=== Dataset extract ===
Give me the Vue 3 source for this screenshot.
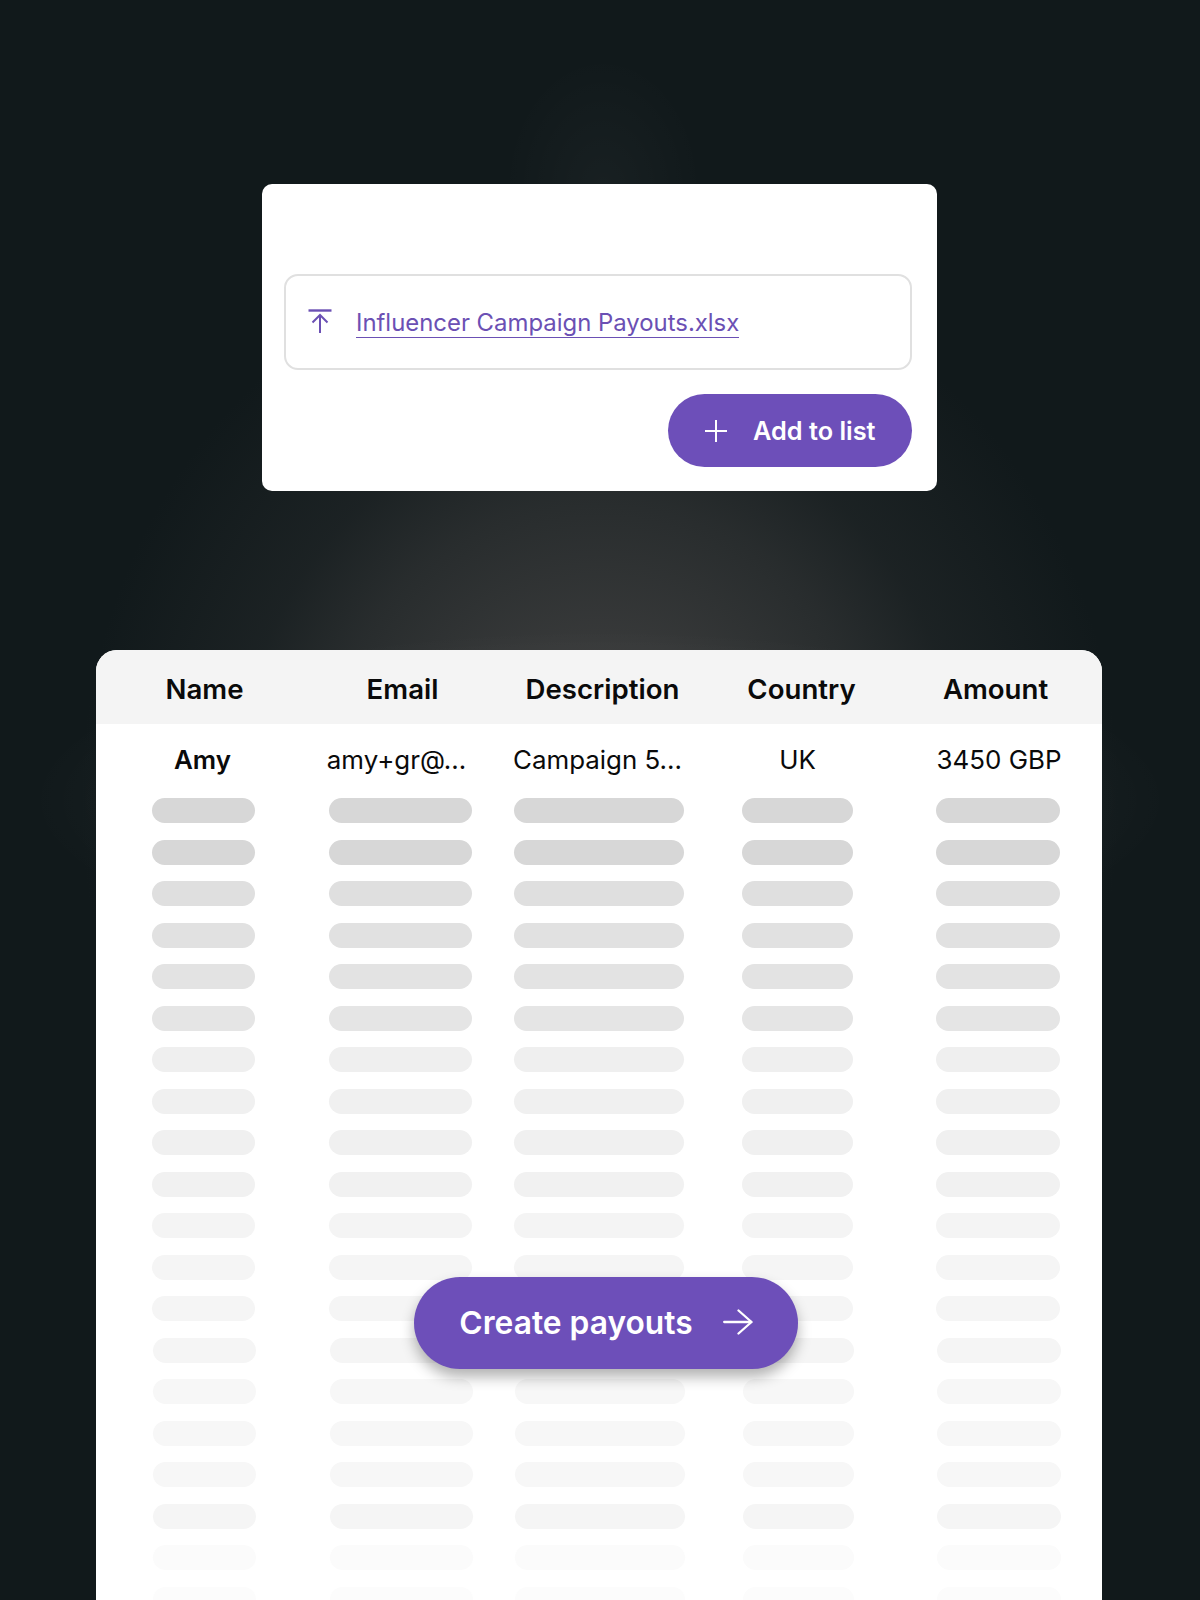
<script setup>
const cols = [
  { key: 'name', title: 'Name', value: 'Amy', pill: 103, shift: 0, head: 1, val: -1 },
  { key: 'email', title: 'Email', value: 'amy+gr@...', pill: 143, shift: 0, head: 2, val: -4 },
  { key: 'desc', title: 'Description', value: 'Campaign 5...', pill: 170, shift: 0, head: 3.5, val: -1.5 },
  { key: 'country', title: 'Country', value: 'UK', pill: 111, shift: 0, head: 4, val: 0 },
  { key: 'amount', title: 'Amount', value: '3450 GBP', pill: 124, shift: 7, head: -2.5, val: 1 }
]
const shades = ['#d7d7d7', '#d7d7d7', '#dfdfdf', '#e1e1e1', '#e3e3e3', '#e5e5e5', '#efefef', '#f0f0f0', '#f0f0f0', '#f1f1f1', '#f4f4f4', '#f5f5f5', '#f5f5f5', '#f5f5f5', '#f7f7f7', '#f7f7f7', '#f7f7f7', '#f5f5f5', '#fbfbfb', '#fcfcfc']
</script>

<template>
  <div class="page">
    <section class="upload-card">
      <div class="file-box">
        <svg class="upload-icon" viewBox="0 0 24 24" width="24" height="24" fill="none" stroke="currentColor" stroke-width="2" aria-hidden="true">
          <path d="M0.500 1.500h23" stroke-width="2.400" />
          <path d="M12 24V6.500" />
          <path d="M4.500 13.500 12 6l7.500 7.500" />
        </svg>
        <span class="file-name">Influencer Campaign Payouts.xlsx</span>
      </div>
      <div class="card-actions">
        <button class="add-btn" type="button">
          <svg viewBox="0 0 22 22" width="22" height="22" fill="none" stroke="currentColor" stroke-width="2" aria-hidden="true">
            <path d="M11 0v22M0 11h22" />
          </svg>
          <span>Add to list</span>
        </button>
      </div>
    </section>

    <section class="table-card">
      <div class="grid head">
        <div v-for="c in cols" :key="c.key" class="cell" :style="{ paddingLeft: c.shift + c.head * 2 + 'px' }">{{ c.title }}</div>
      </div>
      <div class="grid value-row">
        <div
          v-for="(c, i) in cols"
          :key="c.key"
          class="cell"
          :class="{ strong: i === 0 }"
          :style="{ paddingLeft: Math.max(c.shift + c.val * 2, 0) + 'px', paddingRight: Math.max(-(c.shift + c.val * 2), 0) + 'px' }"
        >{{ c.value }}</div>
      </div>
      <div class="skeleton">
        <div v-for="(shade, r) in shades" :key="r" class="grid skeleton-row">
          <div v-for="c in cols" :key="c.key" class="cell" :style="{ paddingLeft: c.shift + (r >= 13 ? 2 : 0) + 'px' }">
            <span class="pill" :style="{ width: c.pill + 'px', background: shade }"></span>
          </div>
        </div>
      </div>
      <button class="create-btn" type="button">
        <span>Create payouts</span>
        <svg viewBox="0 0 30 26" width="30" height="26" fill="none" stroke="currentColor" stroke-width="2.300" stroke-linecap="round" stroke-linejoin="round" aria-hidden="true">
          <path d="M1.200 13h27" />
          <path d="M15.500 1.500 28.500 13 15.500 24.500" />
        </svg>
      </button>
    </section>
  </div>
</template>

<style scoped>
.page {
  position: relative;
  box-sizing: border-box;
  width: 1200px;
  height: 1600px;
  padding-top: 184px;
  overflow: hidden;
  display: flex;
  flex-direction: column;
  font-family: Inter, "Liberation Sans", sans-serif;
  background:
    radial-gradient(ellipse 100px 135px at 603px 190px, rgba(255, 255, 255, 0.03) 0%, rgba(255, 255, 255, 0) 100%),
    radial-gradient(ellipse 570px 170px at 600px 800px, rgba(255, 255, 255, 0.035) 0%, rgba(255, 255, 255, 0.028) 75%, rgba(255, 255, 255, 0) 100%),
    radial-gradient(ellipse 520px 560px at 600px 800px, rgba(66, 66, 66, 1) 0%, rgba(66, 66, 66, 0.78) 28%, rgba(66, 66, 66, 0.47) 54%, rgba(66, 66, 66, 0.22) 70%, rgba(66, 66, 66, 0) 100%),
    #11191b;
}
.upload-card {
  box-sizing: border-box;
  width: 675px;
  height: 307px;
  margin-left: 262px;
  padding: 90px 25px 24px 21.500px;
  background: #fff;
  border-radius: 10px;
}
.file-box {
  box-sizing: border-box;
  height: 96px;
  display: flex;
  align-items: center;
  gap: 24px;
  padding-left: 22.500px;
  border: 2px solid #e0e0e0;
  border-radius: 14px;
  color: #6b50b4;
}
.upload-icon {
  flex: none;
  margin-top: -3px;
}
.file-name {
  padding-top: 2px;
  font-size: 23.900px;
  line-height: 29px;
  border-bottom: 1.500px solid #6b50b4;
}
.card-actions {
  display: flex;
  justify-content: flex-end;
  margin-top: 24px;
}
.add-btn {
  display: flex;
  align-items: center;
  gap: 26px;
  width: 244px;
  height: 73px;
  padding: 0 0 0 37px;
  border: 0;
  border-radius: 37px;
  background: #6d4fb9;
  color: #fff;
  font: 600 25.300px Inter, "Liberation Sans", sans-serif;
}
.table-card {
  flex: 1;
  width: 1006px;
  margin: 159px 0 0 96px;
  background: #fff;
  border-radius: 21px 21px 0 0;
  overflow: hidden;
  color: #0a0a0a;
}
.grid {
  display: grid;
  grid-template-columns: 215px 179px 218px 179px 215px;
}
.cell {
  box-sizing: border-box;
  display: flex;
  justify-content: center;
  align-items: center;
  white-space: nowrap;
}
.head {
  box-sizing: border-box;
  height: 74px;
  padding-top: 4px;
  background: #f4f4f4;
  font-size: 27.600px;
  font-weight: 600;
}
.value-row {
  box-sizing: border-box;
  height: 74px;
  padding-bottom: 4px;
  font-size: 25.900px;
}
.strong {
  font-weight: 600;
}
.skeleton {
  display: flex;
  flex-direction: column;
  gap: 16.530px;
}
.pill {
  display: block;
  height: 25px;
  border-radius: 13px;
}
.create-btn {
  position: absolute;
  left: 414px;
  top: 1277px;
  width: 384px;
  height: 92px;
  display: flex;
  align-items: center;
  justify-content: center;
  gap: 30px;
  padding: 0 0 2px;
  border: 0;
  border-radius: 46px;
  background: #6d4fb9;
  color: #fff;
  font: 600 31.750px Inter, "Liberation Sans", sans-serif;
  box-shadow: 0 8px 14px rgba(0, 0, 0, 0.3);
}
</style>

=== Aim of the exercise ===
Restate the data above word for word. Skip every picture.

=== The reply ===
Give me the Vue 3 source for this screenshot.
<script setup>
const cols = [
  { key: 'name', title: 'Name', value: 'Amy', pill: 103, shift: 0, head: 1, val: -1 },
  { key: 'email', title: 'Email', value: 'amy+gr@...', pill: 143, shift: 0, head: 2, val: -4 },
  { key: 'desc', title: 'Description', value: 'Campaign 5...', pill: 170, shift: 0, head: 3.5, val: -1.5 },
  { key: 'country', title: 'Country', value: 'UK', pill: 111, shift: 0, head: 4, val: 0 },
  { key: 'amount', title: 'Amount', value: '3450 GBP', pill: 124, shift: 7, head: -2.5, val: 1 }
]
const shades = ['#d7d7d7', '#d7d7d7', '#dfdfdf', '#e1e1e1', '#e3e3e3', '#e5e5e5', '#efefef', '#f0f0f0', '#f0f0f0', '#f1f1f1', '#f4f4f4', '#f5f5f5', '#f5f5f5', '#f5f5f5', '#f7f7f7', '#f7f7f7', '#f7f7f7', '#f5f5f5', '#fbfbfb', '#fcfcfc']
</script>

<template>
  <div class="page">
    <section class="upload-card">
      <div class="file-box">
        <svg class="upload-icon" viewBox="0 0 24 24" width="24" height="24" fill="none" stroke="currentColor" stroke-width="2" aria-hidden="true">
          <path d="M0.500 1.500h23" stroke-width="2.400" />
          <path d="M12 24V6.500" />
          <path d="M4.500 13.500 12 6l7.500 7.500" />
        </svg>
        <span class="file-name">Influencer Campaign Payouts.xlsx</span>
      </div>
      <div class="card-actions">
        <button class="add-btn" type="button">
          <svg viewBox="0 0 22 22" width="22" height="22" fill="none" stroke="currentColor" stroke-width="2" aria-hidden="true">
            <path d="M11 0v22M0 11h22" />
          </svg>
          <span>Add to list</span>
        </button>
      </div>
    </section>

    <section class="table-card">
      <div class="grid head">
        <div v-for="c in cols" :key="c.key" class="cell" :style="{ paddingLeft: c.shift + c.head * 2 + 'px' }">{{ c.title }}</div>
      </div>
      <div class="grid value-row">
        <div
          v-for="(c, i) in cols"
          :key="c.key"
          class="cell"
          :class="{ strong: i === 0 }"
          :style="{ paddingLeft: Math.max(c.shift + c.val * 2, 0) + 'px', paddingRight: Math.max(-(c.shift + c.val * 2), 0) + 'px' }"
        >{{ c.value }}</div>
      </div>
      <div class="skeleton">
        <div v-for="(shade, r) in shades" :key="r" class="grid skeleton-row">
          <div v-for="c in cols" :key="c.key" class="cell" :style="{ paddingLeft: c.shift + (r >= 13 ? 2 : 0) + 'px' }">
            <span class="pill" :style="{ width: c.pill + 'px', background: shade }"></span>
          </div>
        </div>
      </div>
      <button class="create-btn" type="button">
        <span>Create payouts</span>
        <svg viewBox="0 0 30 26" width="30" height="26" fill="none" stroke="currentColor" stroke-width="2.300" stroke-linecap="round" stroke-linejoin="round" aria-hidden="true">
          <path d="M1.200 13h27" />
          <path d="M15.500 1.500 28.500 13 15.500 24.500" />
        </svg>
      </button>
    </section>
  </div>
</template>

<style scoped>
.page {
  position: relative;
  box-sizing: border-box;
  width: 1200px;
  height: 1600px;
  padding-top: 184px;
  overflow: hidden;
  display: flex;
  flex-direction: column;
  font-family: Inter, "Liberation Sans", sans-serif;
  background:
    radial-gradient(ellipse 100px 135px at 603px 190px, rgba(255, 255, 255, 0.03) 0%, rgba(255, 255, 255, 0) 100%),
    radial-gradient(ellipse 570px 170px at 600px 800px, rgba(255, 255, 255, 0.035) 0%, rgba(255, 255, 255, 0.028) 75%, rgba(255, 255, 255, 0) 100%),
    radial-gradient(ellipse 520px 560px at 600px 800px, rgba(66, 66, 66, 1) 0%, rgba(66, 66, 66, 0.78) 28%, rgba(66, 66, 66, 0.47) 54%, rgba(66, 66, 66, 0.22) 70%, rgba(66, 66, 66, 0) 100%),
    #11191b;
}
.upload-card {
  box-sizing: border-box;
  width: 675px;
  height: 307px;
  margin-left: 262px;
  padding: 90px 25px 24px 21.500px;
  background: #fff;
  border-radius: 10px;
}
.file-box {
  box-sizing: border-box;
  height: 96px;
  display: flex;
  align-items: center;
  gap: 24px;
  padding-left: 22.500px;
  border: 2px solid #e0e0e0;
  border-radius: 14px;
  color: #6b50b4;
}
.upload-icon {
  flex: none;
  margin-top: -3px;
}
.file-name {
  padding-top: 2px;
  font-size: 23.900px;
  line-height: 29px;
  border-bottom: 1.500px solid #6b50b4;
}
.card-actions {
  display: flex;
  justify-content: flex-end;
  margin-top: 24px;
}
.add-btn {
  display: flex;
  align-items: center;
  gap: 26px;
  width: 244px;
  height: 73px;
  padding: 0 0 0 37px;
  border: 0;
  border-radius: 37px;
  background: #6d4fb9;
  color: #fff;
  font: 600 25.300px Inter, "Liberation Sans", sans-serif;
}
.table-card {
  flex: 1;
  width: 1006px;
  margin: 159px 0 0 96px;
  background: #fff;
  border-radius: 21px 21px 0 0;
  overflow: hidden;
  color: #0a0a0a;
}
.grid {
  display: grid;
  grid-template-columns: 215px 179px 218px 179px 215px;
}
.cell {
  box-sizing: border-box;
  display: flex;
  justify-content: center;
  align-items: center;
  white-space: nowrap;
}
.head {
  box-sizing: border-box;
  height: 74px;
  padding-top: 4px;
  background: #f4f4f4;
  font-size: 27.600px;
  font-weight: 600;
}
.value-row {
  box-sizing: border-box;
  height: 74px;
  padding-bottom: 4px;
  font-size: 25.900px;
}
.strong {
  font-weight: 600;
}
.skeleton {
  display: flex;
  flex-direction: column;
  gap: 16.530px;
}
.pill {
  display: block;
  height: 25px;
  border-radius: 13px;
}
.create-btn {
  position: absolute;
  left: 414px;
  top: 1277px;
  width: 384px;
  height: 92px;
  display: flex;
  align-items: center;
  justify-content: center;
  gap: 30px;
  padding: 0 0 2px;
  border: 0;
  border-radius: 46px;
  background: #6d4fb9;
  color: #fff;
  font: 600 31.750px Inter, "Liberation Sans", sans-serif;
  box-shadow: 0 8px 14px rgba(0, 0, 0, 0.3);
}
</style>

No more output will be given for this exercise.